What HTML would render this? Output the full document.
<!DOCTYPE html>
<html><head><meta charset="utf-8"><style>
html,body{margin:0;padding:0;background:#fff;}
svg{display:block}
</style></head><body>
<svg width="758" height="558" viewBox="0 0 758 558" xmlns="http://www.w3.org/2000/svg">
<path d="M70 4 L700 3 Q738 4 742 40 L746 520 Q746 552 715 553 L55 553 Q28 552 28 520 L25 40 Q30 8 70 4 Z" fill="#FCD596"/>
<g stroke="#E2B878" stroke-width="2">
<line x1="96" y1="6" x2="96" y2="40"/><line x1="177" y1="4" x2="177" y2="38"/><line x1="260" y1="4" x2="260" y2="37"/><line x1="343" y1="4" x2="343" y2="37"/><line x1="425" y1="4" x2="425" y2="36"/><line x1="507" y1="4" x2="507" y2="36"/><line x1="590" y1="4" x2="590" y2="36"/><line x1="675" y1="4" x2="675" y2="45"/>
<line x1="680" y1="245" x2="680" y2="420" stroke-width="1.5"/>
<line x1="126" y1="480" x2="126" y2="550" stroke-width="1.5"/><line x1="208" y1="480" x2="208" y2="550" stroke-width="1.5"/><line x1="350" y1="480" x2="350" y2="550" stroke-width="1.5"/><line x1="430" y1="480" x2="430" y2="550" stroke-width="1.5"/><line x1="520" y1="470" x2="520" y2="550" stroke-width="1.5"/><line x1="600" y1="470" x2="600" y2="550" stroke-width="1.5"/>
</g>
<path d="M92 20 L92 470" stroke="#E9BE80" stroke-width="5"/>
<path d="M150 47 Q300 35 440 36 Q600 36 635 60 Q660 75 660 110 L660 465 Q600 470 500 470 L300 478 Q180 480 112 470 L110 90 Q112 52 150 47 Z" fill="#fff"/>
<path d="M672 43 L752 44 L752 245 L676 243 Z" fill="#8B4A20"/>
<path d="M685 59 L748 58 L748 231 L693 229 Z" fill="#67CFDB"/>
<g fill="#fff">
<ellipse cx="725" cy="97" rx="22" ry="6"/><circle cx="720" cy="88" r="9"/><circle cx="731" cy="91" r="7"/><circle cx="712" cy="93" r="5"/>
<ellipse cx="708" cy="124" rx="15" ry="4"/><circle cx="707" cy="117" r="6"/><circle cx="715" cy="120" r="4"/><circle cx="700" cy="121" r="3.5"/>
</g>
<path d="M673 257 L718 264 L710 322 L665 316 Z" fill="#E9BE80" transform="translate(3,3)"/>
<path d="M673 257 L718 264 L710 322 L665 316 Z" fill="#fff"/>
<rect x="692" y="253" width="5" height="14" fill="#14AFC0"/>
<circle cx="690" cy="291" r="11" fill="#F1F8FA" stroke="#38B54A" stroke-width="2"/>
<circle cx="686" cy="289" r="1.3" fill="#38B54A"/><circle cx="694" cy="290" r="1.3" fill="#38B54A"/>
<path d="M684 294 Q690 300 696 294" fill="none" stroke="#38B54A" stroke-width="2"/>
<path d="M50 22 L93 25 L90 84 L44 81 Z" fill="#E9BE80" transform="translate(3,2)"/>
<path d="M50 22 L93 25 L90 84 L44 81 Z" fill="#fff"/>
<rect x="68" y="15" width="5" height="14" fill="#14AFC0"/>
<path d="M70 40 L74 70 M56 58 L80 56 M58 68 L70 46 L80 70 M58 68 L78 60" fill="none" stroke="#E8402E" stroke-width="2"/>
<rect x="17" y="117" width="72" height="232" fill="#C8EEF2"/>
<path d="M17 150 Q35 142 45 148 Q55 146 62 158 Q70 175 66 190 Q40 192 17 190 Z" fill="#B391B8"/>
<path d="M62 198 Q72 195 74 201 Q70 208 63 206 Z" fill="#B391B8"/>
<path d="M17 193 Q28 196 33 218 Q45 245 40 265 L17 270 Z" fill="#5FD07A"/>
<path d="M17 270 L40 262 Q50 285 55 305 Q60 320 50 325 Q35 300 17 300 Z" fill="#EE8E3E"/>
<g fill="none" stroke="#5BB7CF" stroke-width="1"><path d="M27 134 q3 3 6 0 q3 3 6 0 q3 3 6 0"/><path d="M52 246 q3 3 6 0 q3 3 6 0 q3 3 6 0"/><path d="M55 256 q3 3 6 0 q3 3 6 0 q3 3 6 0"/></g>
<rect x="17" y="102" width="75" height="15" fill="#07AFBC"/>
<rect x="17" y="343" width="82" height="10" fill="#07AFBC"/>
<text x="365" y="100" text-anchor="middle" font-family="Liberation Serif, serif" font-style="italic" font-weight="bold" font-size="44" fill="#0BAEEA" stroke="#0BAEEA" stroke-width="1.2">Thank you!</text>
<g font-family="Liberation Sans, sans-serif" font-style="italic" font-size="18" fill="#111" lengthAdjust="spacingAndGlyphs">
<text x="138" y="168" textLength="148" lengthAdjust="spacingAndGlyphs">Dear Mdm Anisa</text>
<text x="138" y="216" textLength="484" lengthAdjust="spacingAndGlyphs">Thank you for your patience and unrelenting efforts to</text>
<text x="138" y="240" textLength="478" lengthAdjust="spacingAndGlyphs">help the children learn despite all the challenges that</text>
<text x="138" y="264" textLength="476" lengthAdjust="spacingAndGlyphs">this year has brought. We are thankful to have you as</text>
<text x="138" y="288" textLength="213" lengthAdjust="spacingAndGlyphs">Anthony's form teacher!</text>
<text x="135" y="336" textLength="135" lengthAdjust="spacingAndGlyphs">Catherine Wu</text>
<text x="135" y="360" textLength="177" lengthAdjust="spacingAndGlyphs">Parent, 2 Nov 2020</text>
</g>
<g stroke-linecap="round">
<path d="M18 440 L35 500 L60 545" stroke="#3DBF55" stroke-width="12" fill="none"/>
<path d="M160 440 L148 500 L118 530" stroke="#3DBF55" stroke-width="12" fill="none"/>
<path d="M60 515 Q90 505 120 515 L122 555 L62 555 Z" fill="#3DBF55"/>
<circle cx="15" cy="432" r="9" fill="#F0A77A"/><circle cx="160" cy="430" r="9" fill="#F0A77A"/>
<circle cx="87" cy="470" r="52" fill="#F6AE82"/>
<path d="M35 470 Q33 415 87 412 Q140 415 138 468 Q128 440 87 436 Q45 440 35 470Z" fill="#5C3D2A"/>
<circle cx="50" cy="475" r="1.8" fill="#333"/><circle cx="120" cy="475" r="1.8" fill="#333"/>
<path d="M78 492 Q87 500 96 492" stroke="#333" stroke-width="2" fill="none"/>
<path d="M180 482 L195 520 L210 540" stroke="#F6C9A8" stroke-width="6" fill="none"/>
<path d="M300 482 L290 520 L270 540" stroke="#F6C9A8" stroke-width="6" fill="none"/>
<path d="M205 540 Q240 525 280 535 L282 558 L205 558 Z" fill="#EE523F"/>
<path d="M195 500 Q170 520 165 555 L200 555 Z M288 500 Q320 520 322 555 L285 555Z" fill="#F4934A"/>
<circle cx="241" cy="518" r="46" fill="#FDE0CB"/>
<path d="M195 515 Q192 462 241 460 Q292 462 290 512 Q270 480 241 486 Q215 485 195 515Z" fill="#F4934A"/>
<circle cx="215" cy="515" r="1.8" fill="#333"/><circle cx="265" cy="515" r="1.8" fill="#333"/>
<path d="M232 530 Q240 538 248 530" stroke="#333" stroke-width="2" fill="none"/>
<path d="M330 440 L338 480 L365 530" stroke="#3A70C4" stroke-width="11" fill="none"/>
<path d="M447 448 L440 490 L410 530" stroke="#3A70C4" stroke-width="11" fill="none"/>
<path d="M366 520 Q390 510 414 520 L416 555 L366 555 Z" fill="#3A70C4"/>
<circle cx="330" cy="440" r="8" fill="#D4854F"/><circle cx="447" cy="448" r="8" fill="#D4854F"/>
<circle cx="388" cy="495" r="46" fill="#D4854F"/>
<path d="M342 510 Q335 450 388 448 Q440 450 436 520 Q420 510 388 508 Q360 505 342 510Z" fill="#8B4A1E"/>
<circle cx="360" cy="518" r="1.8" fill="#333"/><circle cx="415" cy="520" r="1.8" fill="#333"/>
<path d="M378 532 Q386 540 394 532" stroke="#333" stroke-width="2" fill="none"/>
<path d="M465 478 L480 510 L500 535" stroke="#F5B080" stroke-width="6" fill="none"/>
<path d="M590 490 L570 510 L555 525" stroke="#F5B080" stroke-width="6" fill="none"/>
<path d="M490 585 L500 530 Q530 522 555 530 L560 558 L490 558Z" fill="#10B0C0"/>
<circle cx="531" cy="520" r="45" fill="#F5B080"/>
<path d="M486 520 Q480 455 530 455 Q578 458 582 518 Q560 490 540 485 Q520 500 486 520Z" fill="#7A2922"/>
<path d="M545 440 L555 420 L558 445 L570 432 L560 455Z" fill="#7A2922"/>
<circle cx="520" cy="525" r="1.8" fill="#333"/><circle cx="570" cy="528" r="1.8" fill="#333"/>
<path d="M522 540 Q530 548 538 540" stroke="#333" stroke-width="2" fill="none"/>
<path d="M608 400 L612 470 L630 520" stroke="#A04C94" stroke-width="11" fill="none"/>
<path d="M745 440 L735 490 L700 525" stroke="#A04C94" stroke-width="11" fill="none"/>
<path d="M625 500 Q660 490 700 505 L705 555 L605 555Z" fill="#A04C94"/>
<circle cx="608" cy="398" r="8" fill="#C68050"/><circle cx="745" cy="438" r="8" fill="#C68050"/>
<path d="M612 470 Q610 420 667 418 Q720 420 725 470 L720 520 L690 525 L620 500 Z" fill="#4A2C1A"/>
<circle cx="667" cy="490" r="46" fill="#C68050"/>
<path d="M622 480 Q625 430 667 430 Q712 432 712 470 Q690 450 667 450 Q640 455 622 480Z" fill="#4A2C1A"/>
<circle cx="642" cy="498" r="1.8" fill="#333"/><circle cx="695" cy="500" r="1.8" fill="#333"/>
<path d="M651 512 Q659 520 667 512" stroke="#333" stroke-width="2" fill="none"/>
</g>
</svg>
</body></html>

+ + +

● **Set task**: Work out how many lines above contain the word "this". Give only the number.

● **Answer to the problem**: 2